TASK REQUIREMENTS: Repeat, exactly, the run of lines that opens with the line containing "The picture is" and closes with the line containing "import clsx from", and leave all other lines out.

DATA SEGMENT:
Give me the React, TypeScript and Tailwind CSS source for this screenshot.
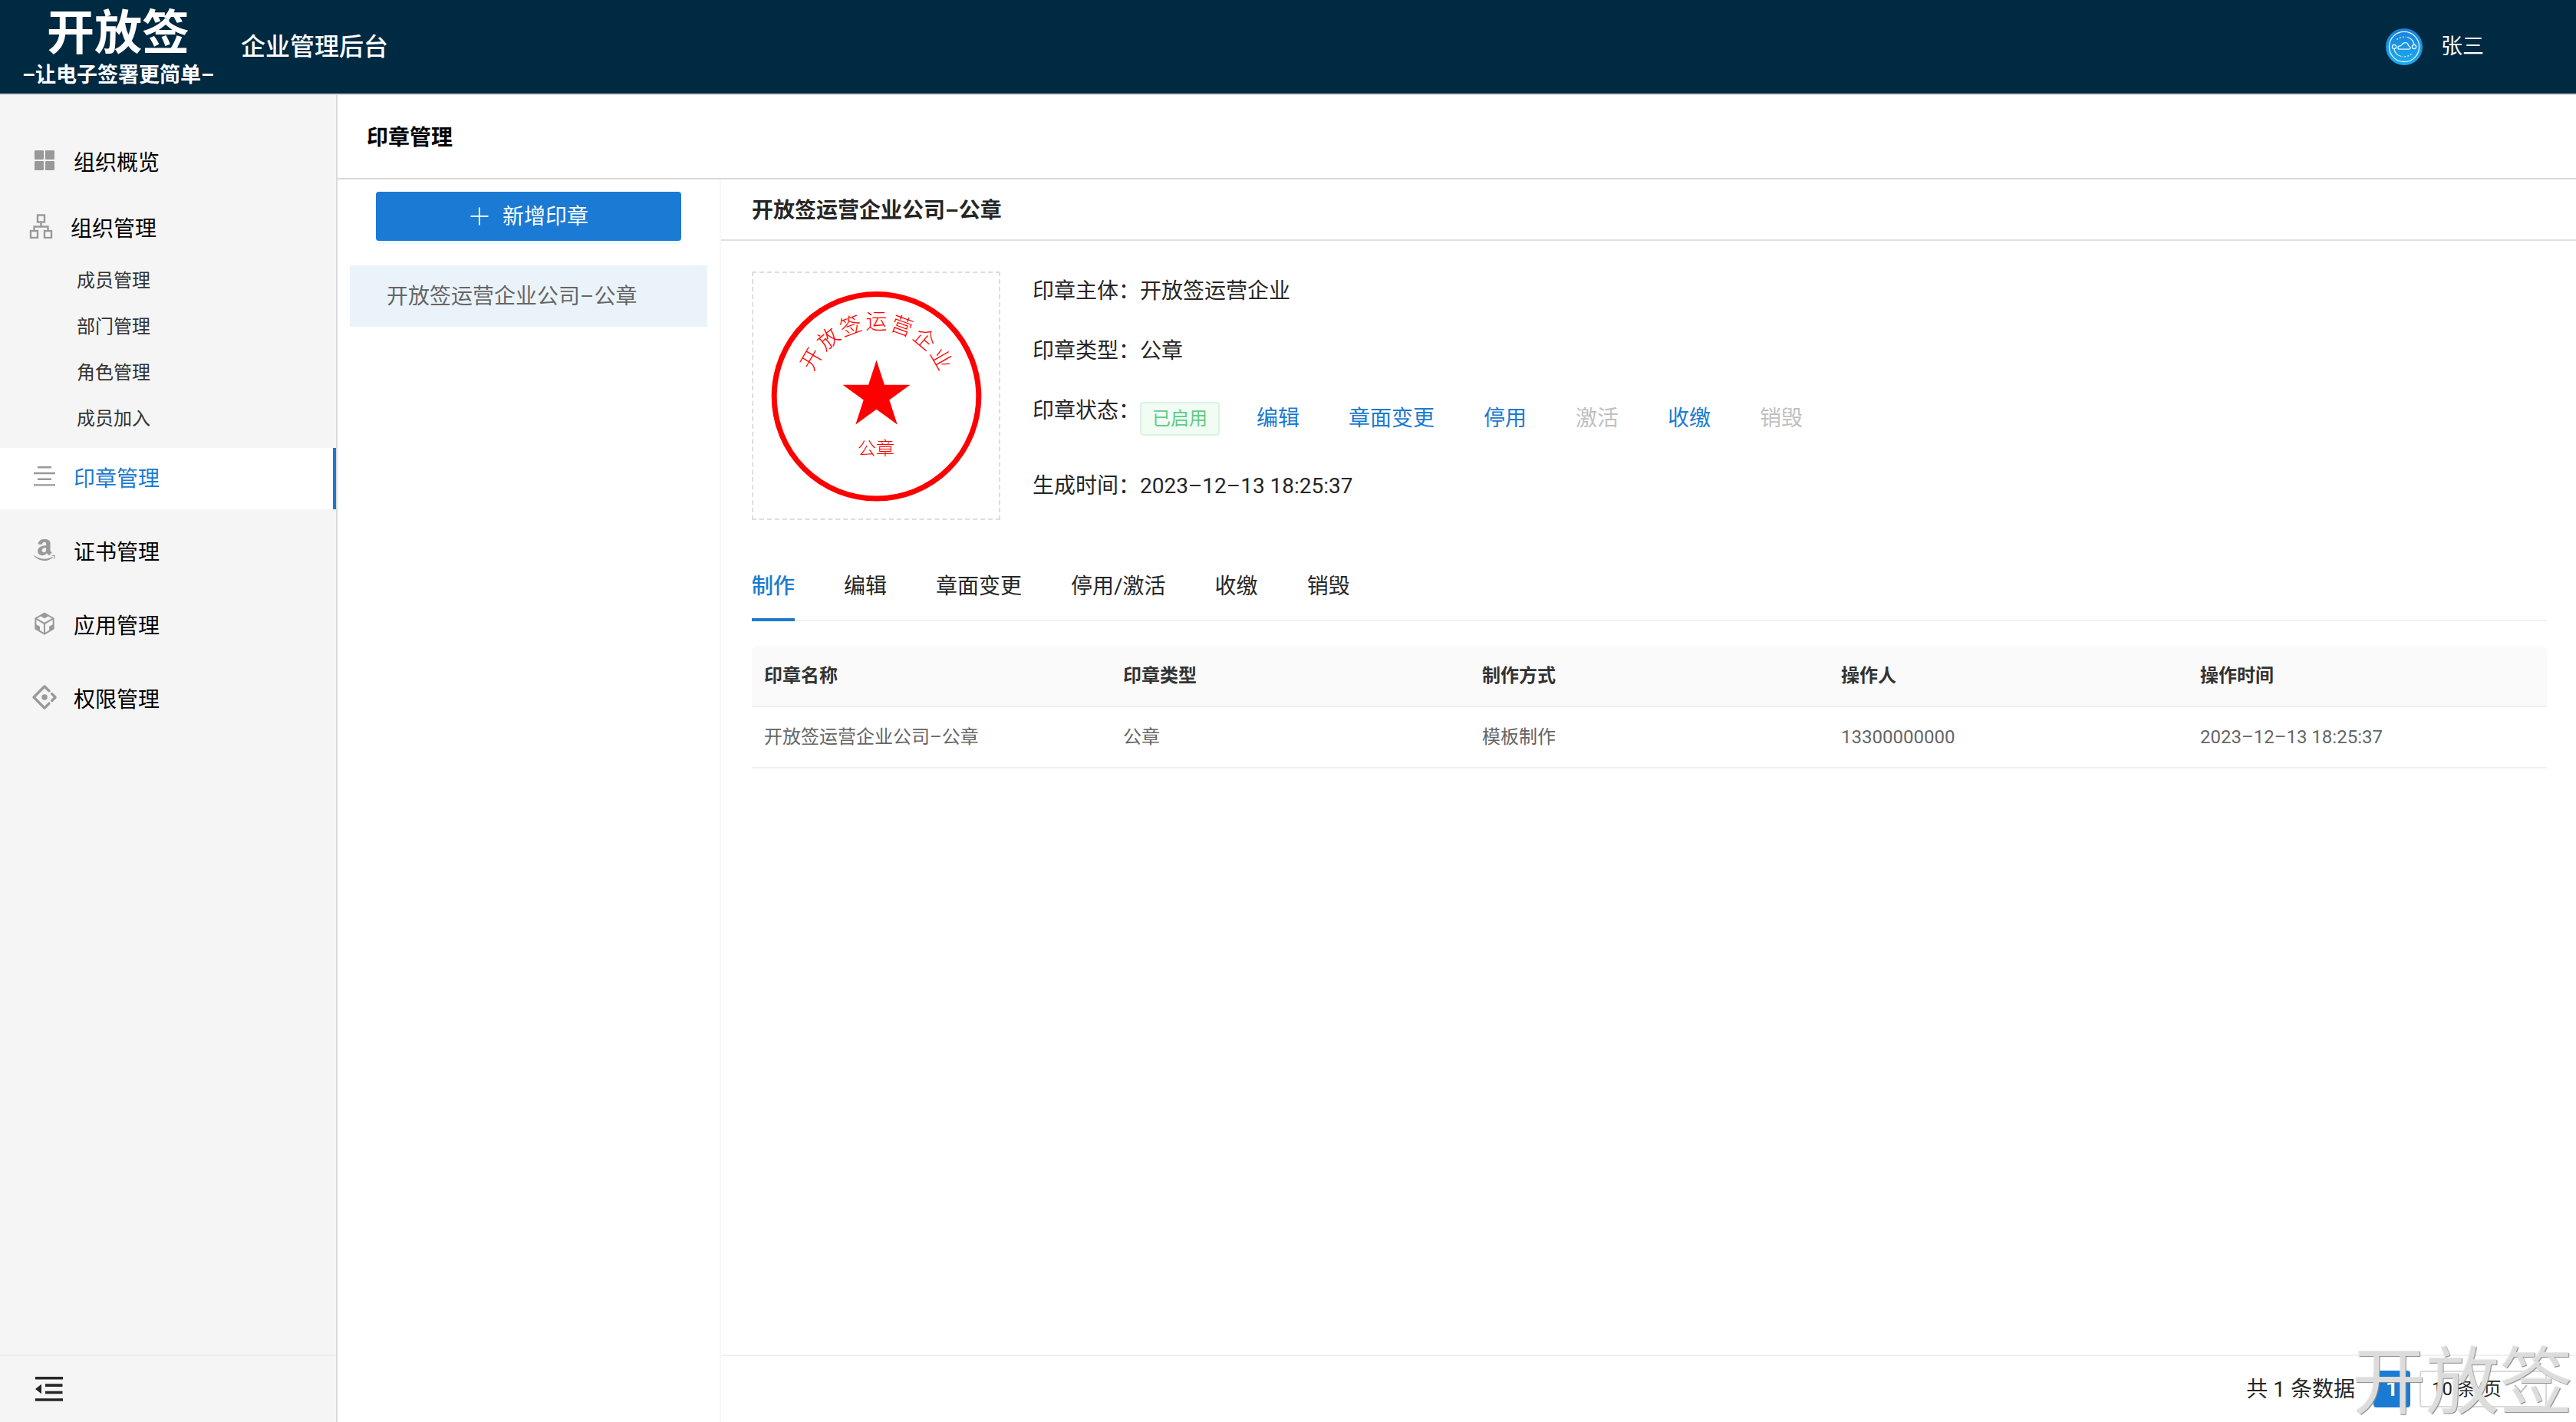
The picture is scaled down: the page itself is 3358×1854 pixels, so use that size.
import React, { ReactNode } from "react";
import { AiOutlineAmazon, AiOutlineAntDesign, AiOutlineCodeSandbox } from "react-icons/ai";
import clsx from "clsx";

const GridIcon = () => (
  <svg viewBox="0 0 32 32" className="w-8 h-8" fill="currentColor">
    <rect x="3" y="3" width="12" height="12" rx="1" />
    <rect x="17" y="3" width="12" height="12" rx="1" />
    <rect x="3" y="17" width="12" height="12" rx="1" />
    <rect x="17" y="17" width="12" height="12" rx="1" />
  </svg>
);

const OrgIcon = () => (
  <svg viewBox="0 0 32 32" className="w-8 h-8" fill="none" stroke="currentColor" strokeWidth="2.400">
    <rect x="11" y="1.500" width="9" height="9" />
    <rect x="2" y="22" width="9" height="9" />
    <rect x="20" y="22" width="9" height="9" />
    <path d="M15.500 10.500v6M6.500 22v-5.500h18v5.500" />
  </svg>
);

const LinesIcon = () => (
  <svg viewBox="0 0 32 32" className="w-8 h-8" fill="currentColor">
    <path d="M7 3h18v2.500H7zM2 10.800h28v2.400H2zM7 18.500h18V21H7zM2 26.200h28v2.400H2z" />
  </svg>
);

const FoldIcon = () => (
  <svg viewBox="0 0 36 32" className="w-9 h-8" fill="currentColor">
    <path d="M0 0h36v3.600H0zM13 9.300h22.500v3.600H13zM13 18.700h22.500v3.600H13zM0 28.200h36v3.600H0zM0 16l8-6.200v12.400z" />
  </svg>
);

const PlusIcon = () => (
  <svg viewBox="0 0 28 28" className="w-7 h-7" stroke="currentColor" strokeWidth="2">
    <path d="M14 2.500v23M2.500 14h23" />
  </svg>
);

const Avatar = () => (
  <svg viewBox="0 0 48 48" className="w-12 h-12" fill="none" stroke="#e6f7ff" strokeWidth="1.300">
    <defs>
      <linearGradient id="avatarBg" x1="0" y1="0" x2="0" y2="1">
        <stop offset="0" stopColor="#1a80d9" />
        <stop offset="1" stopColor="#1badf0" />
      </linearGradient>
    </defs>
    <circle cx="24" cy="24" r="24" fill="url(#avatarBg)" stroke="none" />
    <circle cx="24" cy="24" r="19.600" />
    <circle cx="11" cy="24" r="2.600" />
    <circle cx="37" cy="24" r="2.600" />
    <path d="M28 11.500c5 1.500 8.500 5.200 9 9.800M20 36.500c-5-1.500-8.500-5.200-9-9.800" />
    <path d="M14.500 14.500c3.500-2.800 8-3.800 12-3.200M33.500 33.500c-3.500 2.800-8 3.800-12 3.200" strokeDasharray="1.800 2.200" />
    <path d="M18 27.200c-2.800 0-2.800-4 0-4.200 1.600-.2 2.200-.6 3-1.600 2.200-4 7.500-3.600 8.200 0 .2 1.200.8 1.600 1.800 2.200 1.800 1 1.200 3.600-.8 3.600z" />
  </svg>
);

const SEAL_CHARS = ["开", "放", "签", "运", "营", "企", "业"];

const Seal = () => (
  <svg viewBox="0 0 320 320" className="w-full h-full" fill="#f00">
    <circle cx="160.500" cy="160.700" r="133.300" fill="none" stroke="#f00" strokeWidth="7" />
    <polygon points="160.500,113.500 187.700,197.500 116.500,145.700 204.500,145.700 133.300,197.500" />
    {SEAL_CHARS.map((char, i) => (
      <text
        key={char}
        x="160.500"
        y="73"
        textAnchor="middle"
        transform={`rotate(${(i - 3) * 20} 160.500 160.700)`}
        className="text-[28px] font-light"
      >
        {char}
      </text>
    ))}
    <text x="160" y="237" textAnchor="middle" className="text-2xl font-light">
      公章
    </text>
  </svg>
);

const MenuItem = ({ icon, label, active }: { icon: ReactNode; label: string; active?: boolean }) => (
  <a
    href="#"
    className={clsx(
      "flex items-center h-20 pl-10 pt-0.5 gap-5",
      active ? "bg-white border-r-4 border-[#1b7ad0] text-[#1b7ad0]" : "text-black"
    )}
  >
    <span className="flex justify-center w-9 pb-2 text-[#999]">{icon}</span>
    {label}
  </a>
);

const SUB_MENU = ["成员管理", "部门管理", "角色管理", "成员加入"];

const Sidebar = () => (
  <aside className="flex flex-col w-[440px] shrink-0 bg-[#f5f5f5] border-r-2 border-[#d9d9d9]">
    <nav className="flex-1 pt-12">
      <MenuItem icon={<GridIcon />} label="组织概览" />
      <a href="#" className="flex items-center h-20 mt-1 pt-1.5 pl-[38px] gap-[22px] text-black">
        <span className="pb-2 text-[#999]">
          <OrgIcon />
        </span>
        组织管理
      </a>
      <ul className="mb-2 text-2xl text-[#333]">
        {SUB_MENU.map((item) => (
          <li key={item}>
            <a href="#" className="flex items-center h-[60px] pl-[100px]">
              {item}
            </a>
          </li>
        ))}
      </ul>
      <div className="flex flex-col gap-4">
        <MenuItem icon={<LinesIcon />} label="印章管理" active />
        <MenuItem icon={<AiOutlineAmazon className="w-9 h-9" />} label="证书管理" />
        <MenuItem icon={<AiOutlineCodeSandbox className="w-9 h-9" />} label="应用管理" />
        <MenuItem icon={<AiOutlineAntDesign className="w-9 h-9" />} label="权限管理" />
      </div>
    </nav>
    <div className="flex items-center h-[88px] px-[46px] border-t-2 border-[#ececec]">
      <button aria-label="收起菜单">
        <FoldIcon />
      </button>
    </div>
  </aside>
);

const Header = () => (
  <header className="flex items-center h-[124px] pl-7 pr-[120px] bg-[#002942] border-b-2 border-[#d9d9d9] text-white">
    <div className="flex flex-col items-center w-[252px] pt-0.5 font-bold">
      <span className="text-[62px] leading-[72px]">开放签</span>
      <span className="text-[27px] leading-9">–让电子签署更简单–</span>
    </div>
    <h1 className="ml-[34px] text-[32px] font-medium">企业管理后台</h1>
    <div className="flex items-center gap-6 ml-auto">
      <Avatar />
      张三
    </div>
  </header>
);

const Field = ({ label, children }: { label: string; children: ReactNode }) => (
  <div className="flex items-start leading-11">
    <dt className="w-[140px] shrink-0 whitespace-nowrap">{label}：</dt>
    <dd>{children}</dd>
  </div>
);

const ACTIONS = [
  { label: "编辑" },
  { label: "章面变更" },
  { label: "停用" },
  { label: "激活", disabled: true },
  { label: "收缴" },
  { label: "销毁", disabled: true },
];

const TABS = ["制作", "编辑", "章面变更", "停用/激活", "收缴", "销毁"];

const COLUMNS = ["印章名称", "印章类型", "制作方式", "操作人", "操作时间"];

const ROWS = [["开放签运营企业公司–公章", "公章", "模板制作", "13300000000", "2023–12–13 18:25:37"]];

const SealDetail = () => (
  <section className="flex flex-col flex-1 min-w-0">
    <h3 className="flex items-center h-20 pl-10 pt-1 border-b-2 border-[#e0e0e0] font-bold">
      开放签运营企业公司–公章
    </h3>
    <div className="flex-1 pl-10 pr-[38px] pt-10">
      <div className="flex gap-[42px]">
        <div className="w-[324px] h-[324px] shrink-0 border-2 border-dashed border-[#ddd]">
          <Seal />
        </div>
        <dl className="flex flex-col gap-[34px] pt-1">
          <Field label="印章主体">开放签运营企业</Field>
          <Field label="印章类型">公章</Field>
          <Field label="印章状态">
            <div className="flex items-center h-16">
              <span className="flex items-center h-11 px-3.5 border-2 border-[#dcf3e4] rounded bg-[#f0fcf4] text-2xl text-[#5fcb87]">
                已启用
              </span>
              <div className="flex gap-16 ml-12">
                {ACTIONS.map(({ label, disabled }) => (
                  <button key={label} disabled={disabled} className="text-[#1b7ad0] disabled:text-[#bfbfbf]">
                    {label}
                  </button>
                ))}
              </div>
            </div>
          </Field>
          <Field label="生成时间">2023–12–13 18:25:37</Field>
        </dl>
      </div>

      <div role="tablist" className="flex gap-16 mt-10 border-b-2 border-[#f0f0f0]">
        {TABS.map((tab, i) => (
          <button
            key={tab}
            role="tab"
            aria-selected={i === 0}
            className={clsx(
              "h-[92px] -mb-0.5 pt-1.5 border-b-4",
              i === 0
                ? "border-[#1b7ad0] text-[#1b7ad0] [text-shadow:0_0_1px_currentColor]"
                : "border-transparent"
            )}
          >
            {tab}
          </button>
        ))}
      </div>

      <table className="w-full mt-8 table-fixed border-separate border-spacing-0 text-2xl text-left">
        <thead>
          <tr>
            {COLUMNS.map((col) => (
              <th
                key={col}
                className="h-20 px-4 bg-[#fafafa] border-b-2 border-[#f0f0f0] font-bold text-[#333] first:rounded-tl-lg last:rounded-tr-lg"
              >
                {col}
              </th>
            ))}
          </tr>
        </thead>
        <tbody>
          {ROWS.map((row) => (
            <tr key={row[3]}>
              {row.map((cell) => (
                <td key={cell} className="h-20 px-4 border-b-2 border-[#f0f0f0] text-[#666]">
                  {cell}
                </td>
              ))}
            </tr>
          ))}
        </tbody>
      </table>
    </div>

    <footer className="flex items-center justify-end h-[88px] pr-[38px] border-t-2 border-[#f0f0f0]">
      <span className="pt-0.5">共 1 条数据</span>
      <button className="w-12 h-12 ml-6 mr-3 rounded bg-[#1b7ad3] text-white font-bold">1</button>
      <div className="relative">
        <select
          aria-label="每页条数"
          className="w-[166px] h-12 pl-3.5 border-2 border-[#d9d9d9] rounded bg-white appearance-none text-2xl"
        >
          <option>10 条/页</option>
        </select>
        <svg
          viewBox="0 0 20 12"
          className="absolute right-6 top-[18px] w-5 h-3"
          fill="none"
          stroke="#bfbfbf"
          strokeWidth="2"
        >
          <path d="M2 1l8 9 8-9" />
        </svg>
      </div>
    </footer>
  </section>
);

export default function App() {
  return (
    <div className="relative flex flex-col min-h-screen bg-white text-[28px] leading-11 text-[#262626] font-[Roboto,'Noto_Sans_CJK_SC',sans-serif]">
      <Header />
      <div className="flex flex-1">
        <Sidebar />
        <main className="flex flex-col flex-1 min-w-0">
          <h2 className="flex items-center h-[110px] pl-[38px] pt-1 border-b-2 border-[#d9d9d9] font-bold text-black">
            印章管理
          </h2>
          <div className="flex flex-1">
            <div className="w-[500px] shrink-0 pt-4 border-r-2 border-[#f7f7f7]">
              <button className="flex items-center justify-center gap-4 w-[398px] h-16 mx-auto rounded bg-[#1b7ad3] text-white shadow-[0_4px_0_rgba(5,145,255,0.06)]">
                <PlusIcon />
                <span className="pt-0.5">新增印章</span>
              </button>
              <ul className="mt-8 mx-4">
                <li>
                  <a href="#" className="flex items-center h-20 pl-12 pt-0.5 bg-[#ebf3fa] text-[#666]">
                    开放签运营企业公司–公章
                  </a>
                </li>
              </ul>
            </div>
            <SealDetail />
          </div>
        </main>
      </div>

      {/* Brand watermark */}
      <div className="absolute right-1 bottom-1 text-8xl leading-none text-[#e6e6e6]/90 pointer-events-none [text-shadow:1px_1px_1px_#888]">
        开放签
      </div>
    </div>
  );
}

RIGHT ANSWER:
The picture is scaled down: the page itself is 3358×1854 pixels, so use that size.
import React, { ReactNode } from "react";
import { AiOutlineAmazon, AiOutlineAntDesign, AiOutlineCodeSandbox } from "react-icons/ai";
import clsx from "clsx";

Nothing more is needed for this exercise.